_PROBLEM STATEMENT_.
Identify the lines that contain the string "TypeScript" and report only how many there are.

* BEGIN ENTRIES PROVIDED *

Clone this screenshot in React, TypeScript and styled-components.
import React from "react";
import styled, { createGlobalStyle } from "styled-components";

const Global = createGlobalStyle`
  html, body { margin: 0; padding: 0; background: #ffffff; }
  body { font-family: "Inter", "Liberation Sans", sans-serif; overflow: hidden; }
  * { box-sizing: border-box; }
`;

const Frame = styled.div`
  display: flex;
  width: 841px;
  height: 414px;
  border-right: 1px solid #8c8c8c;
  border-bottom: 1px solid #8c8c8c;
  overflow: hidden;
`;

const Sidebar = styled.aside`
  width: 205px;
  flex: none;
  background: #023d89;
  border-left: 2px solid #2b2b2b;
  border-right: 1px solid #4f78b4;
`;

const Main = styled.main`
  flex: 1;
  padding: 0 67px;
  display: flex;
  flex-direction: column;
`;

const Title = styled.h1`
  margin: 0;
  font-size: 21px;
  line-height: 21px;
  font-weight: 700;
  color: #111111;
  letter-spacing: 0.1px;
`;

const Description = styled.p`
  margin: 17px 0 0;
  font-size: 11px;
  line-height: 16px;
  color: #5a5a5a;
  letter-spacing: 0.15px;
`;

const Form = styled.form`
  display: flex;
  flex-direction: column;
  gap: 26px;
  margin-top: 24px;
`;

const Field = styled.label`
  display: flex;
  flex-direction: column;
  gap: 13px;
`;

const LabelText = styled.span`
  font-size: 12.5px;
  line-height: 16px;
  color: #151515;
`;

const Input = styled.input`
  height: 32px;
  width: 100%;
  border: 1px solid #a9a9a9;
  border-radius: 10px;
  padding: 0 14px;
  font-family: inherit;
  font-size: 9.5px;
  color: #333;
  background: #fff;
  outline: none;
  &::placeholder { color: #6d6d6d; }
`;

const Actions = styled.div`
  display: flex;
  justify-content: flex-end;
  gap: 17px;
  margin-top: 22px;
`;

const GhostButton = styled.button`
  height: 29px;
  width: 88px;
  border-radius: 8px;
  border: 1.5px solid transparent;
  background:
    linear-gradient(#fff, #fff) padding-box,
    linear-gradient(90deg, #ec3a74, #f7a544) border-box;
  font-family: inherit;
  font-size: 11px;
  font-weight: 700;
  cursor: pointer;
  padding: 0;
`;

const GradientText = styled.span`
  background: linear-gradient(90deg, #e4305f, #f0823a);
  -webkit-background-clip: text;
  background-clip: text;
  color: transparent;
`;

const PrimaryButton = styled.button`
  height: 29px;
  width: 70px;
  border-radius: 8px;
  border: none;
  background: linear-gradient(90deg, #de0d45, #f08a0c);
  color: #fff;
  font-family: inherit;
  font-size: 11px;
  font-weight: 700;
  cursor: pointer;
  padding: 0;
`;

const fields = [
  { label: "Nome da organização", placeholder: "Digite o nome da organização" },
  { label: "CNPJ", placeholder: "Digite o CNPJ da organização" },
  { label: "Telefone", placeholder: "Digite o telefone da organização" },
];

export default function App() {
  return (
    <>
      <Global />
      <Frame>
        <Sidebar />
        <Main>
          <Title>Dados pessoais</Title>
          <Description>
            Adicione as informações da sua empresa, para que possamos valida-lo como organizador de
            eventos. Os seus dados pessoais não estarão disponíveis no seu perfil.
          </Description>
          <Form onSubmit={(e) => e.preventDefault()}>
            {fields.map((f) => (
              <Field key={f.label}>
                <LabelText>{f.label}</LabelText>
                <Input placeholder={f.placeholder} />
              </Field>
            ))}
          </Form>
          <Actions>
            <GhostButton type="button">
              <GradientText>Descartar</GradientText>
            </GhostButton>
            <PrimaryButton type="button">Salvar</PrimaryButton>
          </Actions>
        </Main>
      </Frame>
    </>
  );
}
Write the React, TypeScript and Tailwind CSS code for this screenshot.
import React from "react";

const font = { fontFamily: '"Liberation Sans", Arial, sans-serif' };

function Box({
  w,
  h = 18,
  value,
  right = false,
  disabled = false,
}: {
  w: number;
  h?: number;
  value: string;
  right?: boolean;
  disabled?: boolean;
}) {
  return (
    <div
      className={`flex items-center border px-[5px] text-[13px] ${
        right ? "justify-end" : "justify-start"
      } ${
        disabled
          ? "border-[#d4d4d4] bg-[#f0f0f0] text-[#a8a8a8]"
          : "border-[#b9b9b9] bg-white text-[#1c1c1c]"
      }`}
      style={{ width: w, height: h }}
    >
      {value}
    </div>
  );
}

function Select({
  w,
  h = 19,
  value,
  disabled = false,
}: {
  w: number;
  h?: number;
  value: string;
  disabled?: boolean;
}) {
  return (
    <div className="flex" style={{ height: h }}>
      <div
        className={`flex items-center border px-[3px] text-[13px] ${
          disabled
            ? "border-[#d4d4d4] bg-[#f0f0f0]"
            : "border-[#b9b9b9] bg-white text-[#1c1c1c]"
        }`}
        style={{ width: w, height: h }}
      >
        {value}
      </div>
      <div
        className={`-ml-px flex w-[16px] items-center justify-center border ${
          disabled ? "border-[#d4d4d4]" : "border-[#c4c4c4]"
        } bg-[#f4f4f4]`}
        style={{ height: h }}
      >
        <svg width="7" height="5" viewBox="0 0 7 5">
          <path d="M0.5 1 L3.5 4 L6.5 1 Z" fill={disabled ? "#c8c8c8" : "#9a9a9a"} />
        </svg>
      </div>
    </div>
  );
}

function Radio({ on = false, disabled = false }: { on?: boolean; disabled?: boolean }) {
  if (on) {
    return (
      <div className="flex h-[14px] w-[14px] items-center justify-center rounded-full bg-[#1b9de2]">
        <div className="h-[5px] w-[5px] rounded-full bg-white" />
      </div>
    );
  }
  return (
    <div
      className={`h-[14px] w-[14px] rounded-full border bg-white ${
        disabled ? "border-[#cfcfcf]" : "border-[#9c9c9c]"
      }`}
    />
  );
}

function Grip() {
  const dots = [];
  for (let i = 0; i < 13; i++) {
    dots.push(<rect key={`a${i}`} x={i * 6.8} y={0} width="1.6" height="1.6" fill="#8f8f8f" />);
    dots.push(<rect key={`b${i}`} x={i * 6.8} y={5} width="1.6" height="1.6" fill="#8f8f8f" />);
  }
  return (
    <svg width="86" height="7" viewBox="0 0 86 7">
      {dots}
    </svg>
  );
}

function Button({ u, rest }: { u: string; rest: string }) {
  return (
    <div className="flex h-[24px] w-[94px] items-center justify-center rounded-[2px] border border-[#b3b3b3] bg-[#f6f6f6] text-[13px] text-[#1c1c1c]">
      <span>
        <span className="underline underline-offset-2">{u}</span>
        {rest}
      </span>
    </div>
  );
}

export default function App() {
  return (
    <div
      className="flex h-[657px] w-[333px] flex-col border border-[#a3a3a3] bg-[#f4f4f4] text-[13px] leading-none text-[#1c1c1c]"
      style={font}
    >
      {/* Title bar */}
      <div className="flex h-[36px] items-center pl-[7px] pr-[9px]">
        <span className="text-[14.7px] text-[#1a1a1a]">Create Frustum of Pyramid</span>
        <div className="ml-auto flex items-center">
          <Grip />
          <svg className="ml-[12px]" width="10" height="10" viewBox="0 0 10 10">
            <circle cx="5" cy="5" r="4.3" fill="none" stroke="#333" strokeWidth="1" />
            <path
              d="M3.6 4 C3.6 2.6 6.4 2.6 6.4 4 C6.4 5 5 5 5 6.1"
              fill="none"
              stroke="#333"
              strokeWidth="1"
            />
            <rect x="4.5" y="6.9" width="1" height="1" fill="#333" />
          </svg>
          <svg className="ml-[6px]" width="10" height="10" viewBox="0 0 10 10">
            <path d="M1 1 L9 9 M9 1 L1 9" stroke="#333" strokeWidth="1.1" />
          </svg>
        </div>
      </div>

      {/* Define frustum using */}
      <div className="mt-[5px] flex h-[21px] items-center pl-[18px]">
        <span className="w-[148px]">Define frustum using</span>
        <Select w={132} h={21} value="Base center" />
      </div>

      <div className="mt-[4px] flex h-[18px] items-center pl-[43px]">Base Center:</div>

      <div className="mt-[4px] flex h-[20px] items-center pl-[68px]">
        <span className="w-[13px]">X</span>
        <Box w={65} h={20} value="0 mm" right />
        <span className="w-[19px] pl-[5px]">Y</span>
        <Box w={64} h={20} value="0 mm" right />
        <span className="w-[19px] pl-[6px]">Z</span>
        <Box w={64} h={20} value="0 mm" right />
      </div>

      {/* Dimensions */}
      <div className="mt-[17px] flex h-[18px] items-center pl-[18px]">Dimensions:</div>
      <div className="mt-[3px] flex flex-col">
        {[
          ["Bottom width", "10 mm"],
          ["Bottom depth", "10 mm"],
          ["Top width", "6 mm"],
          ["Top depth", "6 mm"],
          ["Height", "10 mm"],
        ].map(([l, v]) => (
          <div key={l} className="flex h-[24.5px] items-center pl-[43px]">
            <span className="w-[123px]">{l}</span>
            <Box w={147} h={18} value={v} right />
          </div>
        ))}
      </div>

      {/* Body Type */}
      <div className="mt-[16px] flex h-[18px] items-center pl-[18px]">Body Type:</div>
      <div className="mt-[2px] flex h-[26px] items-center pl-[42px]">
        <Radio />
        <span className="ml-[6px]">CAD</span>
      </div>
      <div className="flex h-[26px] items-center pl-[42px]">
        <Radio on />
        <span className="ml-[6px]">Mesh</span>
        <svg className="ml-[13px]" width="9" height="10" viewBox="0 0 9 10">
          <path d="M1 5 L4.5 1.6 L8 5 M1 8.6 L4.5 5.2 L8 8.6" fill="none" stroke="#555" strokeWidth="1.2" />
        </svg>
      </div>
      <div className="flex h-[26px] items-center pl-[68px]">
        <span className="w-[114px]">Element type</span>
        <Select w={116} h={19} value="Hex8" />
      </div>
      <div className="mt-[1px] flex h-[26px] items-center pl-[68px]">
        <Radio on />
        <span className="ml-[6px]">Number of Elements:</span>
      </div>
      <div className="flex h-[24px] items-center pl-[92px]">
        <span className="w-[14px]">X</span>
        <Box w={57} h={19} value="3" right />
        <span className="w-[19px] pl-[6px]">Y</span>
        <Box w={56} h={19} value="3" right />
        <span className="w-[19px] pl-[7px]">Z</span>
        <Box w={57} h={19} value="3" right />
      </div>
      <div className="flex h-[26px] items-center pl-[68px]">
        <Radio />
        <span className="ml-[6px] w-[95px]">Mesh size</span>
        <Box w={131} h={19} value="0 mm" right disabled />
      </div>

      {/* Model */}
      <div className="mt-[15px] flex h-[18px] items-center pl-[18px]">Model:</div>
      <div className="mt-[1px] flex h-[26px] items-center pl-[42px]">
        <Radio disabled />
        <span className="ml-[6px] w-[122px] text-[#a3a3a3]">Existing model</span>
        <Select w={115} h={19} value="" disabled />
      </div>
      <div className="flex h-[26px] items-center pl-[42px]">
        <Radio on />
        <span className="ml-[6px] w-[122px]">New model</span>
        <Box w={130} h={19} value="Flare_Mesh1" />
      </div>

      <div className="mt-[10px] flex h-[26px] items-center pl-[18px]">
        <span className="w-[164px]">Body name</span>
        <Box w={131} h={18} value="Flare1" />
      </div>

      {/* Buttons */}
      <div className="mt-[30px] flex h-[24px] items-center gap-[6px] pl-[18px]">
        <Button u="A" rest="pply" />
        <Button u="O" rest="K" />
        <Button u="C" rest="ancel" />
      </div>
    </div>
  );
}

* END ENTRIES PROVIDED *

_TASK SOLUTION_.
2